_WHAT TO PRODUCE_
From the records below, print only the part that opens with the line containing "Emit a component" and closes with the line containing "import React from"; omit the pictures.

_EXERCISE MATERIAL_

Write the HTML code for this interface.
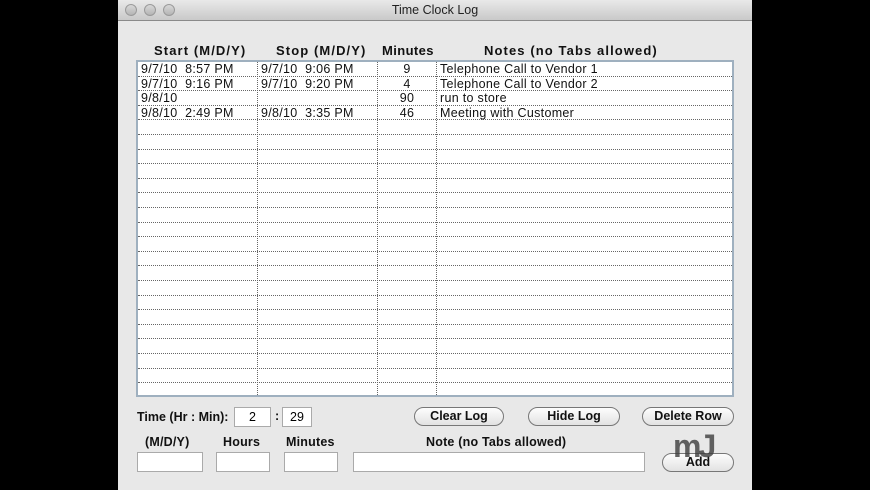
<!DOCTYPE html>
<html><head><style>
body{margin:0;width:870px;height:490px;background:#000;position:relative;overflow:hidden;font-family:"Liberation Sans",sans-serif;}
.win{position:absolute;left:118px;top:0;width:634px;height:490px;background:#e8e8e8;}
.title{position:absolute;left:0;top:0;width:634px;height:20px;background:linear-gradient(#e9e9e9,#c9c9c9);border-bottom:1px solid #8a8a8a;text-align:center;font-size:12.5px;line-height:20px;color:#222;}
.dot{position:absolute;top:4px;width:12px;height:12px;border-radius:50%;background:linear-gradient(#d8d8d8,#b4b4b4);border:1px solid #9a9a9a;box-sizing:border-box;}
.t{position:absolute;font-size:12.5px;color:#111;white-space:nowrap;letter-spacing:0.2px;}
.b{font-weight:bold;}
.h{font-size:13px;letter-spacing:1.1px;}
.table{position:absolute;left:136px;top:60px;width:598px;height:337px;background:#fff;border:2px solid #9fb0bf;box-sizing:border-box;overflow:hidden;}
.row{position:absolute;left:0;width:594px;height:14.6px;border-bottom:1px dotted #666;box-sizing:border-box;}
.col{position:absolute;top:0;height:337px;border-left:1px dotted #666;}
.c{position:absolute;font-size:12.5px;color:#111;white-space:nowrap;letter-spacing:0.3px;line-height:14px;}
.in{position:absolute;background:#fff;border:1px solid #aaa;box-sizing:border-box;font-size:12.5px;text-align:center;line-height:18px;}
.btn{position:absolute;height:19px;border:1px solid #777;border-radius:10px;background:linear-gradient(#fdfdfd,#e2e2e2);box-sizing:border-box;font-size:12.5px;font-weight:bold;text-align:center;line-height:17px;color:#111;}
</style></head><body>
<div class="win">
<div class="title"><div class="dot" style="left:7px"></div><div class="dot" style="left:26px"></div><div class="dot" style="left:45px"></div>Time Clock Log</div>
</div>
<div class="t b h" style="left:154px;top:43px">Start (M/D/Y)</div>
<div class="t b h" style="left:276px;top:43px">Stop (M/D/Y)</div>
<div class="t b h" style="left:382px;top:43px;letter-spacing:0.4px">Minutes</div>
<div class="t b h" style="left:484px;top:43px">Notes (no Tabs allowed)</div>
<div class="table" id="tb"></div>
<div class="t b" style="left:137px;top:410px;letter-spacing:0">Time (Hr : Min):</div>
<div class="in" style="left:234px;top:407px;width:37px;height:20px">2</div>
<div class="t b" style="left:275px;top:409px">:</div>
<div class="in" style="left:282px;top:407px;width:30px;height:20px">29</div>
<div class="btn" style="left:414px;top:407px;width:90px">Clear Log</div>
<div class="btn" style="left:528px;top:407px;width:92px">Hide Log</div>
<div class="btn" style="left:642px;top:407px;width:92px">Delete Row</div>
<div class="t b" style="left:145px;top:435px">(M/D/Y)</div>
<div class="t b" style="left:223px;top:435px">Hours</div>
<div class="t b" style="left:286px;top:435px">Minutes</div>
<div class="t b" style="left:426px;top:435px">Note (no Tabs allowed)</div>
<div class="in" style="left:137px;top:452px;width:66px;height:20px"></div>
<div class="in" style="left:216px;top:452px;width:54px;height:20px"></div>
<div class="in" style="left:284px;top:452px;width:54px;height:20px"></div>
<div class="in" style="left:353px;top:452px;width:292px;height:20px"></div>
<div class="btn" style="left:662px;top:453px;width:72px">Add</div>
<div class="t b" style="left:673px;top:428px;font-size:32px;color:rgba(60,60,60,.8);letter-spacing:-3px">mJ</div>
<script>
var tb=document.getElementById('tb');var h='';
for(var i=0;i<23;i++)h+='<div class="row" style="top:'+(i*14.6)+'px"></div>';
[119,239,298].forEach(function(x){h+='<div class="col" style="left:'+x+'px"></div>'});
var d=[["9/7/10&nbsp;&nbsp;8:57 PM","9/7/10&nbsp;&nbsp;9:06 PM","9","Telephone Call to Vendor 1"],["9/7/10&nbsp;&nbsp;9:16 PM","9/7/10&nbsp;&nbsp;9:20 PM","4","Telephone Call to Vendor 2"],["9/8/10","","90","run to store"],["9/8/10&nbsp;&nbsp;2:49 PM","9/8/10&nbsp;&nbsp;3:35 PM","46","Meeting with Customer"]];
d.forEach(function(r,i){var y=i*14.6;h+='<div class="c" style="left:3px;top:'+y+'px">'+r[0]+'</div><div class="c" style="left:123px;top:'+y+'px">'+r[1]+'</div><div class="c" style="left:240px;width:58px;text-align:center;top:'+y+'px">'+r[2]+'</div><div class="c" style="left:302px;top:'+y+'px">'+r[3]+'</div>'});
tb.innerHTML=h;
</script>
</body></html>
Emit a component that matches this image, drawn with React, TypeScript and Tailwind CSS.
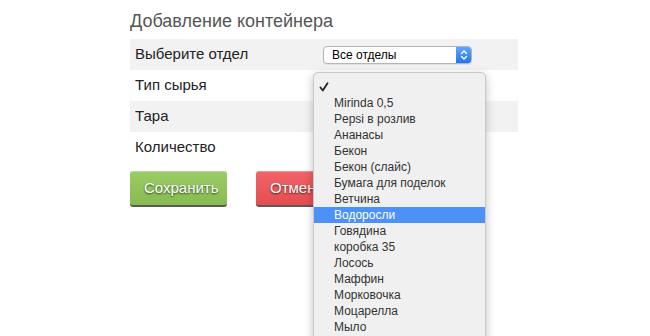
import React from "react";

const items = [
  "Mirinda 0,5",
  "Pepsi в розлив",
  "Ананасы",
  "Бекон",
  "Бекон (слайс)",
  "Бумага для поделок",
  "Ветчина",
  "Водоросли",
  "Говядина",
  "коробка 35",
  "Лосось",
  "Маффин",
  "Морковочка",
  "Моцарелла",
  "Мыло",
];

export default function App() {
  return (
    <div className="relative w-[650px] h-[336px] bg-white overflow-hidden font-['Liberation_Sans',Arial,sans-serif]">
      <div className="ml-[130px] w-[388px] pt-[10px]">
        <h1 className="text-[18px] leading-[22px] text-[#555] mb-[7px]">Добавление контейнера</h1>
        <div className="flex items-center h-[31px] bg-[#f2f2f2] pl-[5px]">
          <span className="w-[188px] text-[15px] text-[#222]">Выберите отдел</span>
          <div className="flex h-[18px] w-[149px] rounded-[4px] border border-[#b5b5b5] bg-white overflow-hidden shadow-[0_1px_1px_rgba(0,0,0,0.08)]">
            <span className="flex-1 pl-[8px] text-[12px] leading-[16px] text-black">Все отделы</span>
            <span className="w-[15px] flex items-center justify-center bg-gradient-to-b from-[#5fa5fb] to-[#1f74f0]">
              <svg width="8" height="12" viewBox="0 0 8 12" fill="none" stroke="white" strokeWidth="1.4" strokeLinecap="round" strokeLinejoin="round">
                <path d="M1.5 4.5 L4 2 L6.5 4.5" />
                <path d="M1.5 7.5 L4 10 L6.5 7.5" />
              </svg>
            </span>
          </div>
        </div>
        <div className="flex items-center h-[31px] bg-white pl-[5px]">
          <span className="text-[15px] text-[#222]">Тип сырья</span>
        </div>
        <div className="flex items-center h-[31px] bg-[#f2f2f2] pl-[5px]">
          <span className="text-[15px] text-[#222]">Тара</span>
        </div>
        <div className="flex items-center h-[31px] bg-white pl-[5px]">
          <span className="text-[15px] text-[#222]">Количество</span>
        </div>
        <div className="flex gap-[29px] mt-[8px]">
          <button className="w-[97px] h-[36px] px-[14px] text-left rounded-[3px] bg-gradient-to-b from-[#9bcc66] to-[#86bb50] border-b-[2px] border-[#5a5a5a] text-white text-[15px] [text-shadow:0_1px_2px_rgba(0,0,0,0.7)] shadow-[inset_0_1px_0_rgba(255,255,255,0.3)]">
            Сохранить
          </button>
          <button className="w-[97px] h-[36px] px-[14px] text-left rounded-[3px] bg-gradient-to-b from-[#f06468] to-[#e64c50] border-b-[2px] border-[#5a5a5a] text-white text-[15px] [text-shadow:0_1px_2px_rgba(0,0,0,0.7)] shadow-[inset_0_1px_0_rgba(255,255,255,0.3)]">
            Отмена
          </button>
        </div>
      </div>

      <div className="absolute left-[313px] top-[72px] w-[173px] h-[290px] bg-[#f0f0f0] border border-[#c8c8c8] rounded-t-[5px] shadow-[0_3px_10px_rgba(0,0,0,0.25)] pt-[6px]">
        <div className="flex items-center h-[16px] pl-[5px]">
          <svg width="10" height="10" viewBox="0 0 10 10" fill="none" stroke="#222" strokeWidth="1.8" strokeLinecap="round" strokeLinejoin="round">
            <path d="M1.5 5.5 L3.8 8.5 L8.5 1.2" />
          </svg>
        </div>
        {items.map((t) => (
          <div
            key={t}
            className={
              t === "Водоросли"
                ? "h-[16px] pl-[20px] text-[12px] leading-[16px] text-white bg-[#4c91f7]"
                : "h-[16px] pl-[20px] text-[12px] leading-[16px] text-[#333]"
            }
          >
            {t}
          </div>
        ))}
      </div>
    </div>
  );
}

_WRITTEN SOLUTION_
Emit a component that matches this image, drawn with React, TypeScript and Tailwind CSS.
import React from "react";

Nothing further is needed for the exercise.